OK, first things first. It was an absolute disgrace to see the shards of glass from bottle thrown onto the pitch littering Joe Hart’s penalty area as he came out for the second half of Celtic’s win over Rangers at Ibrox.

Mercifully, Hart noticed the sharp pieces of brown glass protruding through the grass and alerted ground staff, with the restart of the match delayed – much to the annoyance of the Rangers team and their manager Giovanni van Bronckhorst – as they made the surface safe for both sets of players.

Equally as disgraceful was the incident where a member of the Celtic backroom staff was struck by a bottle as he walked towards the tunnel at the end of the first half, with the poor guy sustaining a head injury that required stitches.

These incidents alone didn’t quite seem to qualify the match to be ranked alongside the ‘Old Firm shame games’ of the past, but they would have been a source of great concern and embarrassment to Rangers nonetheless. Even though, in practice, there was very little that could have been done to prevent it.

If you have a crowd of 50,000-odd punters, the majority of which are turning up between half an hour and a few minutes before kick-off, you aren't going to be able to readily detect someone who has stuck a half bottle of Buckfast down their drawers.

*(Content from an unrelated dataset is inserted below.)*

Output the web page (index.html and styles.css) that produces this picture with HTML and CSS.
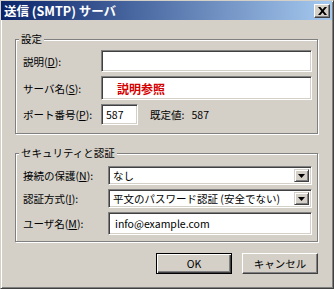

Nevertheless, it is incumbent upon the club and the police to track down the individuals responsible and punish them accordingly, with lifetime bans the only sanction acceptable from the club’s point of view. But the actions of these few louts shouldn’t then be used as a stick to beat and punish the wider supporter base of the club, or indeed, fans of Scottish football in general.

As a picture emerged of a line of Bucky and other assorted bottles lined up on the wall of one of the Ibrox stands after the game on Sunday, I could almost hear the distant sound of pearls being clutched from way up in the press gantry.

There was a sense of inevitability that these incidents, and this image, would be held up by those who sneer at the ordinary football fan as proof positive that your average supporter can’t be trusted to have a pint in a plastic tumbler while watching their team.

Should the ban on the sale of alcohol be lifted, they assure us, marauding hoards of the underclass would wreak havoc upon our terraces. Do me a favour. This was hardly a return to the scenes of the ‘70s.

As with a lot of ills that are pinned upon football, Scotland’s issues with the demon drink are at their source, societal. Look at any other major event with large crowds – festivals, concerts – and you will find arrests and disorder on a similar or grander scale to what went down at Ibrox on Sunday.

Does that mean that drink should be banned at all such events in Scotland? Nobody would argue that.

I’m being slightly facetious here, as one type of large-scale event can’t readily be compared to another. The police, for instance, might feel more emboldened to wade into a group of teenagers to confiscate their bevvy at Glasgow Green than wade into thousands of football supporters at Ibrox.

The net effect though is that football fans end up feeling like second-class citizens, and victimised because it is a different ‘type’ that attends these events than attends the fitba. See also; rugby. However justified that feeling is, it is only football where you have to effectively break the law if you want to have a drink during the main event.

Surely, if anything, we should be looking to avoid a scenario in which punters feel compelled to get as s**t-faced as they can by downing bevvy prior to the match, and then also sneak glass bottles of drink into the stadium?

This is not to excuse those who do such things, but the 99 percent of fans who attended the match on Sunday and behaved themselves should hardly be punished for the actions of the delinquent few. And it is beyond me why a bottle thrown on the pitch during an Old Firm game should in any way be held up as evidence that punters at say, Motherwell vs St Mirren, couldn’t enjoy a beer or two along with the game. Actually, perhaps it should be mandatory.

There will be plenty of people out there who will wonder why the issue of allowing alcohol back inside stadiums is even a live one at all. Surely, you might ask if you are of such a standpoint, people can go a couple of hours without a drink?

Of course they can. But we are also forever being told that a major problem for Scottish clubs in getting people through the door is that football is now competing with a host of other leisure activities for people’s disposable income.

The experience can be improved in many ways, and one of those would be to allow fans to have a civil pint or two – if such a thing is possible from a plastic cup - while enjoying the match. There is an argument that this would then surely discourage the rather less dignified illicit swigging of Mad Dog from under jackets.

A mature discussion and debate on the issue with all relevant stakeholders – the clubs, the authorities and crucially, supporters – would be welcome, rather than the knee-jerk blanket blame that gets thrown around whenever the odd regrettable incident occurs.

People like to drink at the football. Just as they like to drink at the rugby or at a concert.

The question all of those groups mentioned should be asking is how we facilitate it in the safest way possible, while harnessing the potential financial benefit to our clubs.

Or, we can just keep doing the same thing we’ve been doing for 42 years, push alcohol to the fringes, pretend it doesn’t exist, and then react with faux horror when the consequences come back to bite us.